Nonostante le sottigliezze e i cavilli dei primi mesi, grazie alla ferma volontà inglese e soprattutto alla presa di Barcellona operata da Louis Joseph duca di Vendôme e a quella di Cartagena da parte della flotta francese, si giunse in meno di un anno alla firma della pace generale, il 10 sett. 1697. E l'azione degli inviati sabaudi fece sì che venisse confermato il trattato di Torino del 29 ag. 1696 in ogni suo punto, e ne fu annessa copia alle convenzioni generali tra la Francia, la Spagna, i Paesi Bassi e l'Inghilterra.
Al ritorno a Torino il F., anche per il felice esito della missione, ricevette nuovi attestati della stima e della considerazione del sovrano.
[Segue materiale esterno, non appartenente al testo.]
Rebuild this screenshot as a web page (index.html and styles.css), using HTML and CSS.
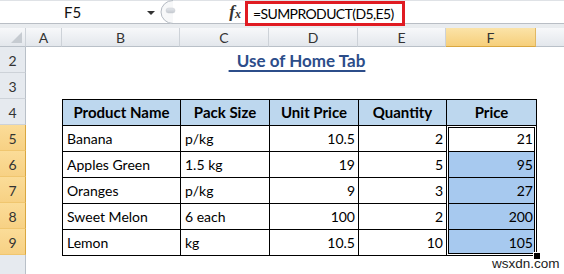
FILE: index.html
```html
<!DOCTYPE html>
<html>
<head>
<meta charset="utf-8">
<link rel="stylesheet" href="styles.css">
</head>
<body>
<div class="app">
  <div class="fbar">
    <div class="namebox"><span class="nb-text">F5</span><span class="dd"></span></div>
    <div class="grip">
      <svg width="24" height="24" viewBox="0 0 24 24">
        <defs>
          <linearGradient id="gp" x1="0" y1="0" x2="0" y2="1">
            <stop offset="0" stop-color="#e4e7eb"/>
            <stop offset="1" stop-color="#c3c8cf"/>
          </linearGradient>
        </defs>
        <path d="M13 0.5 A12 11.5 0 0 0 13 23.5" fill="#f7f8f9" stroke="#b4bac2" stroke-width="1"/>
        <rect x="6" y="8" width="9" height="5" rx="2.5" fill="url(#gp)" stroke="#c9cdd3" stroke-width="0.5"/>
      </svg>
    </div>
    <div class="fx"><span class="fx-f">f</span><span class="fx-x">x</span></div>
    <div class="formula"><span class="hl">=SUMPRODUCT(D5,E5)</span></div>
  </div>
  <div class="strip"></div>
  <div class="sheet">
    <div class="ch corner"><span class="tri"></span></div>
    <div class="ch">A</div>
    <div class="ch">B</div>
    <div class="ch">C</div>
    <div class="ch">D</div>
    <div class="ch">E</div>
    <div class="ch sel">F</div>
    <div class="ch last"></div>

    <div class="rowheads">
      <div class="rh">2</div>
      <div class="rh">3</div>
      <div class="rh">4</div>
      <div class="rh sel">5</div>
      <div class="rh sel">6</div>
      <div class="rh sel">7</div>
      <div class="rh sel">8</div>
      <div class="rh sel">9</div>
      <div class="rh"></div>
    </div>

    <div class="title"><span class="title-text">&nbsp;&nbsp;Use of Home Tab</span></div>

    <div class="tbl">
      <div class="c th">Product Name</div>
      <div class="c th">Pack Size</div>
      <div class="c th">Unit Price</div>
      <div class="c th">Quantity</div>
      <div class="c th">Price</div>

      <div class="c">Banana</div>
      <div class="c">p/kg</div>
      <div class="c num">10.5</div>
      <div class="c num">2</div>
      <div class="c num active">21</div>

      <div class="c">Apples Green</div>
      <div class="c">1.5 kg</div>
      <div class="c num">19</div>
      <div class="c num">5</div>
      <div class="c num hi">95</div>

      <div class="c">Oranges</div>
      <div class="c">p/kg</div>
      <div class="c num">9</div>
      <div class="c num">3</div>
      <div class="c num hi">27</div>

      <div class="c">Sweet Melon</div>
      <div class="c">6 each</div>
      <div class="c num">100</div>
      <div class="c num">2</div>
      <div class="c num hi">200</div>

      <div class="c">Lemon</div>
      <div class="c">kg</div>
      <div class="c num">10.5</div>
      <div class="c num">10</div>
      <div class="c num hi">105</div>

      <div class="selbox"><span class="handle"></span></div>
    </div>
  </div>
  <div class="wm">wsxdn.com</div>
</div>
</body>
</html>
```

FILE: styles.css
```css
* { box-sizing: border-box; }
html, body { margin: 0; padding: 0; background: #fff; }
body { width: 564px; height: 274px; overflow: hidden; font-family: "Lato", "Liberation Sans", sans-serif; }

.app { width: 564px; height: 274px; overflow: hidden; position: relative; }

.fbar {
  height: 24px;
  display: flex;
  align-items: stretch;
  background: #fff;
  border-top: 1px solid #dfe2e6;
  border-bottom: 1px solid #b9bec5;
  position: relative;
  z-index: 2;
}
.namebox {
  width: 160px;
  display: flex;
  align-items: center;
  position: relative;
}
.nb-text {
  font-size: 15px;
  color: #111;
  margin-left: 64px;
}
.dd {
  position: absolute;
  left: 147px;
  top: 10px;
  width: 0; height: 0;
  border-left: 4px solid transparent;
  border-right: 4px solid transparent;
  border-top: 4px solid #333;
}
.grip { width: 24px; display: flex; align-items: center; }
.grip svg { display: block; margin-top: -1px; }
.fx {
  width: 61px;
  display: flex;
  align-items: center;
  justify-content: flex-end;
  padding-right: 4px;
  font-family: "Liberation Serif", serif;
  font-style: italic;
  font-weight: bold;
  color: #333;
}
.fx-f { font-size: 17px; }
.fx-x { font-size: 12px; margin-top: 4px; }
.formula { flex: 1; display: flex; align-items: flex-start; }
.hl {
  display: inline-flex;
  align-items: center;
  height: 25px;
  width: 160px;
  padding-left: 5px;
  border: 3px solid #e01b22;
  font-size: 14px;
  letter-spacing: -0.6px;
  color: #000;
  position: relative;
  z-index: 3;
  white-space: nowrap;
  overflow: hidden;
}

.strip { height: 4px; background: #e9ecef; }

.sheet {
  display: grid;
  grid-template-columns: 26px 36px 118px 89px 89px 88px 90px 28px;
  grid-template-rows: 19px repeat(9, 26px);
}

.ch {
  background: linear-gradient(#f7f8fa, #e3e7ec);
  border-right: 1px solid #cdd2d8;
  border-bottom: 1px solid #b9c0c8;
  font-size: 14px;
  color: #333;
  display: flex;
  align-items: center;
  justify-content: center;
}
.ch.sel {
  background: linear-gradient(#fbe3a8, #f6cf7b);
  border-right-color: #e1b864;
  border-bottom-color: #d9a740;
}
.ch.last { border-right: none; }
.corner { position: relative; }
.tri {
  position: absolute;
  right: 3px;
  bottom: 3px;
  width: 0; height: 0;
  border-left: 11px solid transparent;
  border-bottom: 11px solid #c6cbd1;
}

.rowheads {
  grid-column: 1;
  grid-row: 2 / 11;
  display: flex;
  flex-direction: column;
}
.rh {
  height: 26px;
  flex: none;
  background: #e6eaef;
  border-right: 1px solid #b9c0c8;
  border-bottom: 1px solid #cdd2d8;
  font-size: 14px;
  color: #333;
  display: flex;
  align-items: center;
  justify-content: center;
  padding-top: 2px;
}
.rh.sel {
  background: linear-gradient(#fbdc98, #f7d184);
  border-right-color: #d9a740;
  border-bottom-color: #f0c66f;
}

.title {
  grid-column: 3 / 8;
  grid-row: 2;
  display: flex;
  align-items: center;
  justify-content: center;
  padding-top: 1px;
  padding-right: 4px;
}
.title-text {
  font-size: 17px;
  font-weight: bold;
  color: #2c4d8a;
  text-decoration: underline;
  text-decoration-thickness: 1.5px;
  text-underline-offset: 3px;
  white-space: pre;
}

.tbl {
  grid-column: 3 / 8;
  grid-row: 4 / 10;
  width: 475px;
  height: 157px;
  display: grid;
  grid-template-columns: 118px 89px 89px 88px 90px;
  grid-template-rows: repeat(6, 26px);
  border-right: 1px solid #000;
  border-bottom: 1px solid #000;
  position: relative;
}
.c {
  border-left: 1px solid #000;
  border-top: 1px solid #000;
  font-size: 14px;
  color: #000;
  display: flex;
  align-items: flex-end;
  padding: 0 3px 4px 4px;
  white-space: nowrap;
}
.c.th {
  background: #bdd7ee;
  font-weight: bold;
  font-size: 15px;
  justify-content: center;
  padding-left: 0;
  padding-right: 0;
}
.c.num { justify-content: flex-end; }
.c.hi { background: #a7c9ef; }
.c.active { background: #fff; }

.selbox {
  position: absolute;
  left: 384px;
  top: 26px;
  width: 91px;
  height: 131px;
  border: 1px solid #000;
  box-shadow: inset 0 0 0 1px #fff, inset 0 0 0 2px #000;
  pointer-events: none;
}
.handle {
  position: absolute;
  right: -4px;
  bottom: -4px;
  width: 6px;
  height: 6px;
  background: #000;
  outline: 1px solid #fff;
}

.wm {
  position: absolute;
  left: 492px;
  top: 256px;
  font-family: "Liberation Sans", Arial, sans-serif;
  font-size: 13.5px;
  color: #222;
  white-space: nowrap;
}
```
Il 19 febbr. 1698 fu nominato giudice e conservatore generale delle Gabelle e, l'anno seguente, presidente effettivo del Senato di Piemonte; gli vennero inoltre riconosciute le precedenti investiture dei feudi di Vernone e di Castellengo, sempre con il titolo comitale. Il 17 febbr. 1701 infine, venne nominato presidente della Camera dei conti di Piemonte.
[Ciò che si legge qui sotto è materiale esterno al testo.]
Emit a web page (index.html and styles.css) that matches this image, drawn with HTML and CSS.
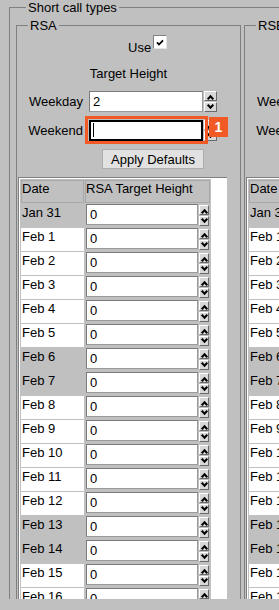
FILE: index.html
```html
<!DOCTYPE html>
<html lang="en">
<head>
    <meta charset="UTF-8">
    <title>Short call types</title>
    <link rel="stylesheet" href="styles.css">
</head>
<body>
    <div class="screen">
        <fieldset class="types">
            <legend>Short call types</legend>
            <div class="groups">

                <!-- RSA -->
                <fieldset class="group">
                    <legend>RSA</legend>
                    <div class="use-row">
                        <span class="use-label">Use</span>
                        <span class="check"><svg width="8" height="7" viewBox="0 0 8 7"><path d="M1 3.4 3 5.5 7 1.3" fill="none" stroke="#000" stroke-width="1.8"/></svg></span>
                    </div>
                    <div class="title">Target Height</div>
                    <div class="form-row">
                        <label class="form-label">Weekday</label>
                        <input class="field" type="text" value="2">
                        <span class="spin"><span class="spin-btn up"></span><span class="spin-btn down"></span></span>
                    </div>
                    <div class="form-row is-active">
                        <label class="form-label">Weekend</label>
                        <input class="field is-focused" type="text" value="">
                        <span class="spin"><span class="spin-btn up"></span><span class="spin-btn down"></span></span>
                        <span class="caret"></span>
                        <span class="highlight"></span>
                        <span class="badge">1</span>
                    </div>
                    <div class="form-row">
                        <span class="form-label"></span>
                        <div class="apply-cell"><button class="apply" type="button">Apply Defaults</button></div>
                    </div>
                    <div class="grid-box">
                        <table class="grid">
                            <colgroup><col class="c-date"><col class="c-value"></colgroup>
                            <thead><tr><th>Date</th><th>RSA Target Height</th></tr></thead>
                            <tbody></tbody>
                        </table>
                    </div>
                </fieldset>

                <!-- RSB -->
                <fieldset class="group">
                    <legend>RSB</legend>
                    <div class="use-row">
                        <span class="use-label">Use</span>
                        <span class="check"><svg width="8" height="7" viewBox="0 0 8 7"><path d="M1 3.4 3 5.5 7 1.3" fill="none" stroke="#000" stroke-width="1.8"/></svg></span>
                    </div>
                    <div class="title">Target Height</div>
                    <div class="form-row">
                        <label class="form-label">Weekday</label>
                        <input class="field" type="text" value="2">
                        <span class="spin"><span class="spin-btn up"></span><span class="spin-btn down"></span></span>
                    </div>
                    <div class="form-row">
                        <label class="form-label">Weekend</label>
                        <input class="field" type="text" value="1">
                        <span class="spin"><span class="spin-btn up"></span><span class="spin-btn down"></span></span>
                    </div>
                    <div class="form-row">
                        <span class="form-label"></span>
                        <div class="apply-cell"><button class="apply" type="button">Apply Defaults</button></div>
                    </div>
                    <div class="grid-box">
                        <table class="grid">
                            <colgroup><col class="c-date"><col class="c-value"></colgroup>
                            <thead><tr><th>Date</th><th>RSB Target Height</th></tr></thead>
                            <tbody></tbody>
                        </table>
                    </div>
                </fieldset>

            </div>
        </fieldset>
    </div>

    <script>
        // fill the date rows, weekends stay grey
        var months = ['Jan', 'Feb', 'Mar'];
        document.querySelectorAll('.grid tbody').forEach(function (body) {
            var day = new Date(2021, 0, 31);
            for (var i = 0; i < 18; i++) {
                var weekend = day.getDay() === 0 || day.getDay() === 6;
                var tr = document.createElement('tr');
                tr.innerHTML =
                    '<td class="date' + (weekend ? ' weekend' : '') + '">' + months[day.getMonth()] + ' ' + day.getDate() + '</td>' +
                    '<td><div class="cell"><input class="field small" type="text" value="0">' +
                    '<span class="spin"><span class="spin-btn up"></span><span class="spin-btn down"></span></span></div></td>';
                body.appendChild(tr);
                day.setDate(day.getDate() + 1);
            }
        });
    </script>
</body>
</html>
```

FILE: styles.css
```css
html, body {
    margin: 0;
    background: #c0c0c0;
    overflow: hidden;
}
body {
    font-family: "Liberation Sans", Arial, sans-serif;
    font-size: 13px;
    line-height: 15px;
    color: #000;
}
.screen {
    height: 599px;
    overflow: hidden;
}

/* fieldsets */
.types {
    margin: 0 0 0 9px;
    padding: 3px 0 0 6px;
    border: 1px solid #808080;
}
.types > legend,
.group > legend {
    margin-left: 10px;
    padding: 0 2px;
    line-height: 15px;
}
.groups {
    display: flex;
    align-items: flex-start;
}
.group {
    flex: none;
    box-sizing: border-box;
    width: 225px;
    margin: 0;
    padding: 0 1px;
    border: 1px solid #808080;
    min-width: 0;
}
.group + .group {
    margin-left: 3px;
}

/* top form */
.use-row {
    display: flex;
    align-items: flex-start;
    margin-top: 2px;
    padding-left: 110px;
}
.use-label {
    margin-top: 5px;
}
.check {
    display: flex;
    align-items: center;
    justify-content: center;
    box-sizing: border-box;
    width: 14px;
    height: 14px;
    margin-left: 2px;
    background: #fff;
    border: 1px solid;
    border-color: #808080 #e4e4e4 #e4e4e4 #808080;
}
.title {
    margin-top: 11px;
    text-align: center;
}
.form-row {
    display: flex;
    align-items: center;
    margin-top: 8px;
}
.title + .form-row {
    margin-top: 10px;
}
.form-label {
    flex: none;
    width: 65px;
    margin-right: 6px;
    text-align: right;
}
.field {
    box-sizing: border-box;
    width: 114px;
    height: 21px;
    margin: 0;
    padding: 0 3px;
    border: 1px solid #7a7a7a;
    border-right-color: #9a9a9a;
    border-bottom-color: #9a9a9a;
    background: #fff;
    font: inherit;
    color: #000;
    outline: none;
}
.field.small {
    width: 112px;
}
.field.is-focused {
    border: 2px solid #000;
}
.spin {
    display: flex;
    flex-direction: column;
    gap: 1px;
    margin-left: 1px;
}
.spin-btn {
    display: flex;
    align-items: center;
    justify-content: center;
    box-sizing: border-box;
    width: 13px;
    height: 10px;
    background: #d8d8d8;
    border: 1px solid;
    border-color: #fff #6a6a6a #6a6a6a #fff;
}
.spin-btn::before {
    content: "";
    width: 3px;
    height: 3px;
    border-left: 2px solid #000;
    border-top: 2px solid #000;
    transform: rotate(45deg);
    margin-top: 4px;
}
.spin-btn.down::before {
    transform: rotate(225deg);
    margin-top: -3px;
}
.apply-cell {
    display: flex;
    justify-content: center;
    width: 128px;
}
.apply {
    height: 20px;
    margin: 0;
    padding: 0 8px;
    border: 1px solid #adadad;
    background: #e1e1e1;
    font: inherit;
    color: #000;
}

/* focus annotation */
.is-active {
    position: relative;
}
.caret {
    position: absolute;
    left: 75px;
    top: 3px;
    width: 1px;
    height: 14px;
    background: #000;
}
.highlight {
    position: absolute;
    left: 67px;
    top: -4px;
    box-sizing: border-box;
    width: 123px;
    height: 28px;
    border: 3px solid #f15a24;
}
.badge {
    position: absolute;
    left: 191px;
    top: -3px;
    width: 19px;
    height: 20px;
    background: #f15a24;
    color: #fff;
    font-size: 14px;
    font-weight: bold;
    line-height: 20px;
    text-align: center;
}

/* date grid */
.grid-box {
    box-sizing: border-box;
    width: 209px;
    margin-top: 8px;
    padding: 1px 0 0 1px;
    border-left: 1px solid #808080;
    border-top: 1px solid #808080;
    background: #fff;
}
.grid {
    table-layout: fixed;
    width: 191px;
    border-collapse: separate;
    border-spacing: 1px;
    background: #c0c0c0;
}
.c-date {
    width: 63px;
}
.c-value {
    width: 125px;
}
.grid tr {
    height: 23px;
}
.grid th,
.grid td {
    padding: 0;
    vertical-align: top;
    text-align: left;
    font-weight: normal;
}
.grid th {
    padding: 1px 0 0 1px;
    box-shadow: inset 0 0 0 1px #a8a8a8;
    white-space: nowrap;
}
.grid td.date {
    padding: 1px 0 0 1px;
    background: #fff;
}
.grid td.weekend {
    background: transparent;
}
.cell {
    display: flex;
    padding-left: 1px;
}
.grid .spin {
    margin-top: 1px;
}
.grid .spin-btn {
    width: 10px;
}
```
Morì a Torino il 5 marzo 1708.
Sposatosi una prima volta con Paola Costa Raschieri, il F. aveva avuto da lei nove figli, mentre non ebbe figli dal suo secondo matrimonio con Margherita Ludovica Birago. Il primogenito Raffaele Ignazio, che ereditò il titolo e il patrimonio, fu referendario di Stato e gli altri, Gabriele, Tommaso e Carlo Giuseppe ricoprirono anch'essi uffici e cariche di giustizia.
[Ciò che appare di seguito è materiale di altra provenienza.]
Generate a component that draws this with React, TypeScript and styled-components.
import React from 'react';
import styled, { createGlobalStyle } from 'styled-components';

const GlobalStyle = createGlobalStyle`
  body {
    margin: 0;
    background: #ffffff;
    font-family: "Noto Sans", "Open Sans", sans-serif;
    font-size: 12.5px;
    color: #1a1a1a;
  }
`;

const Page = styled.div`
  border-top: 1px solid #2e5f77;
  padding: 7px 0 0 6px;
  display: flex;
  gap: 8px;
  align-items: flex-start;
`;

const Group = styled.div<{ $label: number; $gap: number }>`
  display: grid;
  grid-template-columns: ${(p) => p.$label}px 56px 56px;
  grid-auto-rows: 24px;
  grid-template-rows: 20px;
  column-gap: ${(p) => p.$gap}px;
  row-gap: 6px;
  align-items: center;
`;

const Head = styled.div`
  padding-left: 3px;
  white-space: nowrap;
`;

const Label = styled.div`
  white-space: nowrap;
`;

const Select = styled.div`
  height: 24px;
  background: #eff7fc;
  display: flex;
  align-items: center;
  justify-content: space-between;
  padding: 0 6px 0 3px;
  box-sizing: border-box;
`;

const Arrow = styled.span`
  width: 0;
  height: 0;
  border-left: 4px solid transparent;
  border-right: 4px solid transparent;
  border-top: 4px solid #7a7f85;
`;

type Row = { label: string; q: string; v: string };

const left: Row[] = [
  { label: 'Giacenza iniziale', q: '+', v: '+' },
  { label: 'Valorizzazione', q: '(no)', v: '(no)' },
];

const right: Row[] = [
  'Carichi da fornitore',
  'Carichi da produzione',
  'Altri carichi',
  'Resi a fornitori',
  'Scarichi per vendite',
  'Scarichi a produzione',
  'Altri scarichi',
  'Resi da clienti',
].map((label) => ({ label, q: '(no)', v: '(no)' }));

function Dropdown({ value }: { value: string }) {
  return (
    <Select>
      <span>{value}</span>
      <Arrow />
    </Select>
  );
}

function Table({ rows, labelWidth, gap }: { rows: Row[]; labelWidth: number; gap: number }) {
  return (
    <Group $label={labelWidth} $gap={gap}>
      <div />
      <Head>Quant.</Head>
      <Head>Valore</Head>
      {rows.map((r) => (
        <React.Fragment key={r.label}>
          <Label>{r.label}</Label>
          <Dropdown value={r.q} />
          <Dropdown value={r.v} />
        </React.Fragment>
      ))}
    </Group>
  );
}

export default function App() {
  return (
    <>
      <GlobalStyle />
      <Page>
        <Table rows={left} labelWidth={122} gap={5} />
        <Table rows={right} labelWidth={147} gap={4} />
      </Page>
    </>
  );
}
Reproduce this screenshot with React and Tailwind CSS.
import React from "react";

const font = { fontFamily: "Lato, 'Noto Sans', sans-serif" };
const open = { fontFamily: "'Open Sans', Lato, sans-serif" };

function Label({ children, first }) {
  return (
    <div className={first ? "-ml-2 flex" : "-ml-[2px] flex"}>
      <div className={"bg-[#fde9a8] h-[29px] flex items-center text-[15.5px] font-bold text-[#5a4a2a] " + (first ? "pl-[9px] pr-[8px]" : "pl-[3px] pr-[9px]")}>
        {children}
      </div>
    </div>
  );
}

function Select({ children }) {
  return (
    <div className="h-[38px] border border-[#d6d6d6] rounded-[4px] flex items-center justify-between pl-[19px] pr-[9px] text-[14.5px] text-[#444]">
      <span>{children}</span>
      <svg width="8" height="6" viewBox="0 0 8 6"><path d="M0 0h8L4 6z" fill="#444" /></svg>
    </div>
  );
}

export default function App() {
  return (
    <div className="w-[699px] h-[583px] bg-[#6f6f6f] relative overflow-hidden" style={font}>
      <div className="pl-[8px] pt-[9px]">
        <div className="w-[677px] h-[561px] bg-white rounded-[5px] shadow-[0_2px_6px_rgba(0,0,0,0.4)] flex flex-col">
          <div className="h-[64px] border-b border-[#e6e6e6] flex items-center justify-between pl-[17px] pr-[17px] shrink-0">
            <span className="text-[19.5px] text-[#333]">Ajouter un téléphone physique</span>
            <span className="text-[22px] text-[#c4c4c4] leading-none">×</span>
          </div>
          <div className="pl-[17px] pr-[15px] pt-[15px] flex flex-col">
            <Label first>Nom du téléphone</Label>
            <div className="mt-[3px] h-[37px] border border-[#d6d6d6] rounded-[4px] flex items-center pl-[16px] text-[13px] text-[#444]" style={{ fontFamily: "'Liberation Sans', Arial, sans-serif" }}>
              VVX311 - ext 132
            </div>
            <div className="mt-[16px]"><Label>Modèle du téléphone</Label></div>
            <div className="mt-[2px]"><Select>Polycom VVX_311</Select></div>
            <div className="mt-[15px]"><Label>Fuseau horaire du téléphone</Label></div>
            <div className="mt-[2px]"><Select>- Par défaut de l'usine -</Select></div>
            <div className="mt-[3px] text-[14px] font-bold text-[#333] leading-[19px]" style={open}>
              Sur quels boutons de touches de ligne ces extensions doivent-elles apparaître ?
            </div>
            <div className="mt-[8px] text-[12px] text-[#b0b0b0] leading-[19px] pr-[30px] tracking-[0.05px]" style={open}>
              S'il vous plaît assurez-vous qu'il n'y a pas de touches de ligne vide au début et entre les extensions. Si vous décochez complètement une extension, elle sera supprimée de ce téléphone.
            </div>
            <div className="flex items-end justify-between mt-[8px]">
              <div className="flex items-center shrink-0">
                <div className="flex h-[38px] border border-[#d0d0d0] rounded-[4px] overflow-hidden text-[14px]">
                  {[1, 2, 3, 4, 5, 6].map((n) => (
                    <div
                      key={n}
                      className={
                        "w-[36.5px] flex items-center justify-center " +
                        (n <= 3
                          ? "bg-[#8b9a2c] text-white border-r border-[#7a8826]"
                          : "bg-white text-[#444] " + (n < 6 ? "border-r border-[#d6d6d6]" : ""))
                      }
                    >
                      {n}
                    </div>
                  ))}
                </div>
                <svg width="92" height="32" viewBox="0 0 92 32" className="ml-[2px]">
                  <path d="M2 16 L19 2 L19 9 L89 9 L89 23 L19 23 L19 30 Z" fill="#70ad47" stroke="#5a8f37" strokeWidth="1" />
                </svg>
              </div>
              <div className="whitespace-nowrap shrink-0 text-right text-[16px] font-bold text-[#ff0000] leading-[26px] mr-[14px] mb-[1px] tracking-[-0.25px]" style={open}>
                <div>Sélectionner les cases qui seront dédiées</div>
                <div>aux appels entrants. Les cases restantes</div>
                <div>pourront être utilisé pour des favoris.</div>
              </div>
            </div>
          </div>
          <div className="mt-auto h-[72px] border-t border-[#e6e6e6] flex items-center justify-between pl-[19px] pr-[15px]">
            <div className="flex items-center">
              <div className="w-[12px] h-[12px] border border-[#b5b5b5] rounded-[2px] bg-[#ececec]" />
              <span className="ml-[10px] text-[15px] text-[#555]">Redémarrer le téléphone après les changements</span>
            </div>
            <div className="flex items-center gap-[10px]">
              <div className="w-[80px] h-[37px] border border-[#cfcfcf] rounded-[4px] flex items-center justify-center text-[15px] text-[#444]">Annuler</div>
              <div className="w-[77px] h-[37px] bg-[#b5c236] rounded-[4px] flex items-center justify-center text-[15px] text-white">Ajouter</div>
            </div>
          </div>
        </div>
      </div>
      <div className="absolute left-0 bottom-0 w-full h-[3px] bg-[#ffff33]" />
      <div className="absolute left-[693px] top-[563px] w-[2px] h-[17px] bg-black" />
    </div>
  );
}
Fonti e Bibl.: Arch. di Stato di Torino, Archivio di Corte, Lettere ministri, Spagna, 1670-71, mazzi 28-29; Ibid., Negoziazioni, Spagna, m. 4, n. 9; Ibid., Negoziazioni, Francia, mazzo 17, n. 10: Istruzione al conte della Torre e al conte F. per la loro andata al congresso della pace generale…; per la corrispondenza del F. con la reggente e Vittorio Amedeo II: Ibid., Lettere di particolari, "F", mazzo 63, 1669-1697; per le nomine agli uffici e le infeudazioni cfr. Camera dei conti, Patenti Controllo Finanze, 1676, I, ff. 42 s.; 1678-79, f. 192; 1679-80, f. 200; 1692-93, f. 266; 1697, f. 68; 1698-99, f. 72; Torino, Bibl. reale, Manoscritti, Varia, 549, pp. 733-736; Ibid., Bibl. naz.: A. Manno, Il patriziato subalpino (datt.), vol. VI, pp. 452 s., 459 s., sub voce; G. Galli della Loggia, Cariche del Piemonte e paesi uniti…, Torino 1798, L, p. 502; D. Carutti, Storia della diplomazia alla corte di Savoia, III, Torino-Firenze-Roma 1880, pp. 241-245; C. Dionisotti, Storia della magistratura piemontese, II, Torino 1881, pp. 283, 380; M. Abate, L'Istituto bancario S. Paolo di Torino, Torino 1963, pp. 85, 251; L'Università di Torino nei secc. XVI e XVII, Torino 1972, pp. 275, 362 ss.